Short exercise = Leave out the pictures and retype only the lines from the opening line to the line that holds "const zones = ['Bitte wählen', 'wow'];", both ends included.

Raw data =
:::::

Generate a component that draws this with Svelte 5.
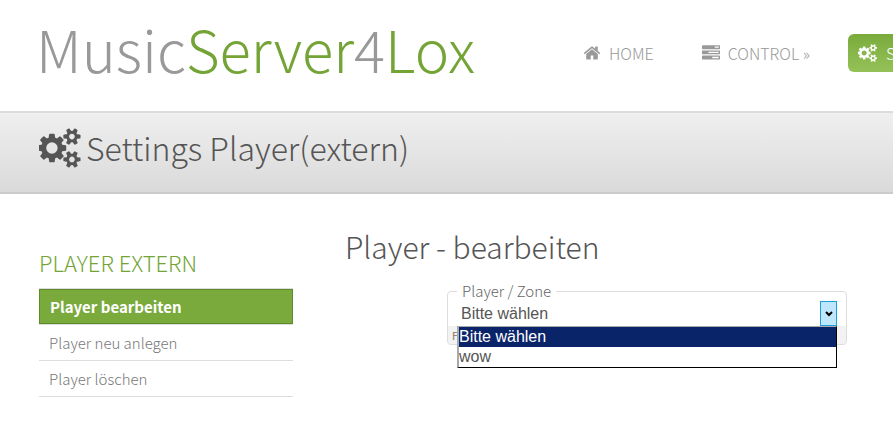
<script>
  const menu = [
    { label: 'HOME', icon: 'home' },
    { label: 'CONTROL »', icon: 'tasks' },
    { label: 'SETTINGS »', icon: 'cogs', active: true },
  ];

  const pages = ['Player bearbeiten', 'Player neu anlegen', 'Player löschen'];
  const zones = ['Bitte wählen', 'wow'];

  let currentPage = $state(0);
  let zone = $state(zones[0]);
  let open = $state(true);

  function toggle(event) {
    event.preventDefault();
    open = !open;
  }

  function choose(name) {
    zone = name;
    open = false;
  }
</script>

{#snippet icon(name)}
  {#if name === 'home'}
    <svg class="icon" viewBox="0 0 1792 1792" aria-hidden="true">
      <path d="M1472 992v480q0 26-19 45t-45 19h-384v-384h-256v384h-384q-26 0-45-19t-19-45v-480q0-1 .5-3t.5-3l575-474 575 474q1 2 1 6zm223-69l-62 74q-8 9-21 11h-3q-13 0-21-7l-692-577-692 577q-12 8-24 7-13-2-21-11l-62-74q-8-10-7-23.5t11-21.5l719-599q32-26 76-26t76 26l244 204v-195q0-14 9-23t23-9h192q14 0 23 9t9 23v408l219 182q10 8 11 21.5t-7 23.5z" />
    </svg>
  {:else if name === 'tasks'}
    <svg class="icon" viewBox="0 0 1792 1792" aria-hidden="true">
      <path d="M1024 1408h640v-128h-640v128zm-384-512h1024v-128h-1024v128zm640-512h384v-128h-384v128zm512 832v256q0 26-19 45t-45 19h-1664q-26 0-45-19t-19-45v-256q0-26 19-45t45-19h1664q26 0 45 19t19 45zm0-512v256q0 26-19 45t-45 19h-1664q-26 0-45-19t-19-45v-256q0-26 19-45t45-19h1664q26 0 45 19t19 45zm0-512v256q0 26-19 45t-45 19h-1664q-26 0-45-19t-19-45v-256q0-26 19-45t45-19h1664q26 0 45 19t19 45z" />
    </svg>
  {:else}
    <svg class="icon wide" viewBox="0 0 1920 1792" aria-hidden="true">
      <path d="M832 896q0-106-75-181t-181-75-181 75-75 181 75 181 181 75 181-75 75-181zm768 512q0-52-38-90t-90-38-90 38-38 90q0 53 37.5 90.5t90.5 37.5 90.5-37.5 37.5-90.5zm0-1024q0-52-38-90t-90-38-90 38-38 90q0 53 37.5 90.5t90.5 37.5 90.5-37.5 37.5-90.5zm-384 421v185q0 10-7 19.5t-16 10.5l-155 24q-11 35-32 76 34 48 90 115 7 11 7 20 0 12-7 19-23 30-82.5 89.5t-78.5 59.5q-11 0-21-7l-115-90q-37 19-77 31-11 108-23 155-7 24-30 24h-186q-11 0-20-7.5t-10-17.5l-23-153q-34-10-75-31l-118 89q-7 7-20 7-11 0-21-8-144-133-144-160 0-9 7-19 10-14 41-53t47-61q-23-44-35-82l-152-24q-10-1-17-9.5t-7-19.5v-185q0-10 7-19.5t16-10.5l155-24q11-35 32-76-34-48-90-115-7-11-7-20 0-12 7-20 22-30 82-89t79-59q11 0 21 7l115 90q34-18 77-32 11-108 23-154 7-24 30-24h186q11 0 20 7.5t10 17.5l23 153q34 10 75 31l118-89q8-7 20-7 11 0 21 8 144 133 144 160 0 8-7 19-12 16-42 54t-45 60q23 48 34 82l152 23q10 2 17 10.5t7 19.5zm640 533v140q0 16-149 31-12 27-30 52 51 113 51 138 0 4-4 7-122 71-124 71-8 0-46-47t-52-68q-20 2-30 2t-30-2q-14 21-52 68t-46 47q-2 0-124-71-4-3-4-7 0-25 51-138-18-25-30-52-149-15-149-31v-140q0-16 149-31 13-29 30-52-51-113-51-138 0-4 4-7 4-2 35-20t59-34 30-16q8 0 46 46.5t52 67.5q20-2 30-2t30 2q51-71 92-112l6-2q4 0 124 70 4 3 4 7 0 25-51 138 17 23 30 52 149 15 149 31zm0-1024v140q0 16-149 31-12 27-30 52 51 113 51 138 0 4-4 7-122 71-124 71-8 0-46-47t-52-68q-20 2-30 2t-30-2q-14 21-52 68t-46 47q-2 0-124-71-4-3-4-7 0-25 51-138-18-25-30-52-149-15-149-31v-140q0-16 149-31 13-29 30-52-51-113-51-138 0-4 4-7 4-2 35-20t59-34 30-16q8 0 46 46.5t52 67.5q20-2 30-2t30 2q51-71 92-112l6-2q4 0 124 70 4 3 4 7 0 25-51 138 17 23 30 52 149 15 149 31z" />
    </svg>
  {/if}
{/snippet}

<header>
  <a class="logo" href="#home">Music<span>Server</span>4<span>Lox</span></a>
  <nav>
    {#each menu as item}
      <a href="#{item.icon}" class:active={item.active}>
        {@render icon(item.icon)}
        {item.label}
      </a>
    {/each}
  </nav>
</header>

<div class="banner">
  {@render icon('cogs')}
  <h1>Settings Player(extern)</h1>
</div>

<div class="content">
  <aside>
    <h3>PLAYER EXTERN</h3>
    <ul>
      {#each pages as page, i}
        <li>
          <a href="#page-{i}" class:current={i === currentPage} onclick={() => (currentPage = i)}>{page}</a>
        </li>
      {/each}
    </ul>
  </aside>

  <main>
    <h2>Player - bearbeiten</h2>
    <form>
      <fieldset>
        <legend><label for="zone">Player / Zone</label></legend>
        <div class="picker">
          <select id="zone" bind:value={zone} onmousedown={toggle}>
            {#each zones as name}
              <option>{name}</option>
            {/each}
          </select>
          <span class="arrow">
            <svg viewBox="0 0 8 6" aria-hidden="true"><path d="M1 1l3 3 3-3" /></svg>
          </span>
          {#if open}
            <div class="options" role="listbox">
              {#each zones as name}
                <button type="button" role="option" aria-selected={name === zone} onclick={() => choose(name)}>{name}</button>
              {/each}
            </div>
          {/if}
        </div>
        <div class="hint">F</div>
      </fieldset>
    </form>
  </main>
</div>

<style>
  :global(body) {
    margin: 0;
    background: #fff;
    color: #555;
    font-family: 'Noto Sans CJK SC', 'Open Sans', sans-serif;
    font-weight: 300;
    overflow-x: hidden;
  }

  h1,
  h2,
  h3 {
    margin: 0;
    font-weight: 300;
    white-space: nowrap;
  }

  a {
    text-decoration: none;
  }

  .icon {
    width: 18px;
    height: 18px;
    flex: none;
    fill: currentColor;
  }

  .icon.wide {
    width: 20px;
  }

  header {
    display: flex;
    align-items: center;
    gap: 98px;
    height: 111px;
    padding: 0 0 6px 36px;
    box-sizing: border-box;
    overflow: hidden;
  }

  .logo {
    flex: none;
    padding-bottom: 10px;
    color: #999;
    font-size: 58px;
    line-height: 96px;
  }

  .logo span {
    color: #74a436;
  }

  nav {
    display: flex;
    gap: 28px;
  }

  nav a {
    display: flex;
    align-items: center;
    gap: 8px;
    padding: 0 10px;
    border-radius: 6px;
    color: #999;
    font-size: 16px;
    line-height: 38px;
    white-space: nowrap;
  }

  nav a.active {
    color: #fff;
    background: linear-gradient(#7aaa3c, #95c258);
  }

  .banner {
    display: flex;
    align-items: center;
    gap: 4px;
    padding: 0 39px 10px;
    border-top: 2px solid #dcdcdc;
    border-bottom: 2px solid #ccc;
    background: linear-gradient(#efefef, #dadada);
  }

  .banner .icon {
    width: 43px;
    height: 40px;
  }

  h1 {
    font-size: 32px;
    line-height: 69px;
  }

  .content {
    display: flex;
    gap: 52px;
    padding: 26px 39px;
  }

  aside {
    flex: none;
    width: 254px;
    padding-top: 24px;
  }

  h3 {
    color: #74a436;
    font-size: 22px;
    line-height: 36px;
  }

  ul {
    margin: 8px 0 0;
    padding: 0;
    list-style: none;
    border-top: 1px solid #ddd;
  }

  li {
    border-bottom: 1px solid #ddd;
  }

  li a {
    display: block;
    padding: 0 10px;
    color: #777;
    font-size: 15px;
    line-height: 35px;
  }

  li a.current {
    border: 1px solid #5d8a2b;
    background: #7aaa3c;
    color: #fff;
    font-weight: 700;
    line-height: 33px;
  }

  main {
    flex: 1;
    min-width: 0;
  }

  h2 {
    font-size: 30px;
    line-height: 52px;
  }

  form {
    margin: 9px 0 0 102px;
    max-width: 400px;
  }

  fieldset {
    margin: 0;
    padding: 0;
    min-width: 0;
    border: 1px solid #ddd;
    border-radius: 4px;
  }

  legend {
    margin-left: 9px;
    padding: 0 5px;
    color: #666;
    font-size: 15px;
    line-height: 20px;
  }

  .picker {
    position: relative;
    display: flex;
    margin: 0 9px;
  }

  select {
    flex: 1;
    min-width: 0;
    height: 25px;
    padding: 0 4px;
    border: 0;
    appearance: none;
    background: #fff;
    color: #555;
    font: 16px 'Liberation Sans', sans-serif;
  }

  .arrow {
    display: flex;
    align-items: center;
    justify-content: center;
    width: 15px;
    border: 1px solid #1e9fdd;
    background: #bee6fd;
    pointer-events: none;
  }

  .arrow svg {
    width: 8px;
    height: 6px;
    fill: none;
    stroke: #000;
    stroke-width: 2;
  }

  .options {
    position: absolute;
    top: 100%;
    left: 0;
    right: 0;
    border: 1px solid #000;
    border-top-color: #aaa;
    border-left: 2px solid #aaa;
    background: #fff;
  }

  .options button {
    display: block;
    width: 100%;
    padding: 0;
    border: 0;
    background: #fff;
    color: #555;
    font: 16px/20px 'Liberation Sans', sans-serif;
    text-align: left;
  }

  .options button[aria-selected='true'] {
    background: #0a246a;
    color: #fff;
  }

  .hint {
    padding: 0 4px;
    border-radius: 0 0 4px 4px;
    background: #f2f2f2;
    color: #8a7560;
    font-size: 11px;
    font-weight: 400;
    line-height: 18px;
  }
</style>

:::::

Result below =
Generate a component that draws this with Svelte 5.
<script>
  const menu = [
    { label: 'HOME', icon: 'home' },
    { label: 'CONTROL »', icon: 'tasks' },
    { label: 'SETTINGS »', icon: 'cogs', active: true },
  ];

  const pages = ['Player bearbeiten', 'Player neu anlegen', 'Player löschen'];
  const zones = ['Bitte wählen', 'wow'];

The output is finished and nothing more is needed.